Statistics Canada is prohibited by law from releasing any data which would divulge information obtained under the Statistics Act that relates to any identifiable person, business or organization without the prior knowledge or the consent in writing of that person, business or organization. Various confidentiality rules are applied to all data that are released or published to prevent the publication or disclosure of any information deemed confidential. Personal identifiers (e.g., name, date of birth, FPS number) or other information that can be used to identify an individual homicide incident are not released. If necessary, data are suppressed to prevent direct or residual disclosure of identifiable data.
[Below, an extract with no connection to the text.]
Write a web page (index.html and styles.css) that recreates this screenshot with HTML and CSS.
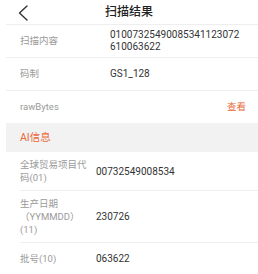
FILE: index.html
```html
<!DOCTYPE html>
<html lang="zh-CN">
<head>
<meta charset="utf-8">
<link rel="stylesheet" href="styles.css">
</head>
<body>
<div class="page">
  <header class="header">
    <svg class="back" width="12" height="16" viewBox="0 0 12 16"><polyline points="10,1 2.5,8 10,15" fill="none" stroke="#333" stroke-width="1.4" stroke-linecap="round" stroke-linejoin="round"/></svg>
    <div class="title">扫描结果</div>
  </header>
  <div class="row">
    <div class="label">扫描内容</div>
    <div class="value wrap">01007325490085341123072610063622</div>
  </div>
  <div class="row">
    <div class="label">码制</div>
    <div class="value">GS1_128</div>
  </div>
  <div class="row last">
    <div class="label">rawBytes</div>
    <div class="link">查看</div>
  </div>
  <div class="section">AI信息</div>
  <div class="ai-row">
    <div class="ai-label">全球贸易项目代码(01)</div>
    <div class="ai-value">00732549008534</div>
  </div>
  <div class="ai-row">
    <div class="ai-label">生产日期（YYMMDD）(11)</div>
    <div class="ai-value">230726</div>
  </div>
  <div class="ai-row">
    <div class="ai-label">批号(10)</div>
    <div class="ai-value">063622</div>
  </div>
</div>
</body>
</html>
```
FILE: styles.css
```css
html, body {
  margin: 0;
  padding: 0;
  background: #fff;
}
body {
  font-family: Roboto, "Noto Sans CJK SC", sans-serif;
  width: 258px;
  overflow: hidden;
}
.page {
  margin-left: 6px;
}
.header {
  height: 24px;
  border-bottom: 1px solid #eeeeee;
  display: flex;
  align-items: center;
  position: relative;
}
.back {
  margin-left: 11px;
  margin-top: 1px;
}
.title {
  position: absolute;
  left: 0;
  right: 6px;
  top: 0;
  line-height: 25px;
  text-align: center;
  font-size: 12px;
  font-weight: 500;
  color: #222;
}
.row {
  display: flex;
  align-items: center;
  min-height: 30px;
  padding: 1px 12px 1px 14px;
  border-bottom: 1px solid #eeeeee;
}
.row.last {
  border-bottom: none;
  height: 32px;
  padding-top: 0;
  padding-bottom: 0;
  align-items: stretch;
}
.row.last .label,
.row.last .link {
  line-height: 32px;
}
.label {
  width: 90px;
  flex: none;
  font-size: 9.5px;
  color: #9a9a9a;
  line-height: 12px;
}
.value {
  font-size: 10px;
  line-height: 12px;
  color: #333;
}
.wrap {
  width: 131px;
  word-break: break-all;
}
.link {
  margin-left: auto;
  font-size: 9.5px;
  line-height: 12px;
  color: #e8693a;
}
.section {
  background: #f2f2f2;
  height: 29px;
  line-height: 29px;
  padding-left: 14px;
  font-size: 10.5px;
  color: #e8693a;
}
.ai-row {
  margin-left: 14px;
  display: flex;
  align-items: center;
  min-height: 19px;
  padding: 6px 0;
  border-bottom: 1px solid #eeeeee;
}
.ai-label {
  width: 70px;
  flex: none;
  font-size: 9.5px;
  line-height: 13px;
  color: #9a9a9a;
}
.ai-value {
  margin-left: 6px;
  font-size: 10px;
  color: #333;
}
```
Revisions and seasonal adjustment
The cut-off for submission/revision of data is in the spring of the calendar year following the reference year. After that time, the files are "frozen" and no further changes will be reflected in that reference year's data.
Revisions to previously submitted data is permitted as is the submission of new information pertaining to previous collection periods including total counts of incidents, victims and accused persons.
The Homicide Survey represents a complete count of the number of homicides known and reported by police services in Canada. Homicides are scored according to the year that they are reported by police to the Homicide Survey. In most cases the year in which the homicide occurred is the same as the reporting year; however, because some homicides become known to police long after they occur, there are typically some homicides included in a given year's total that actually occurred in previous years.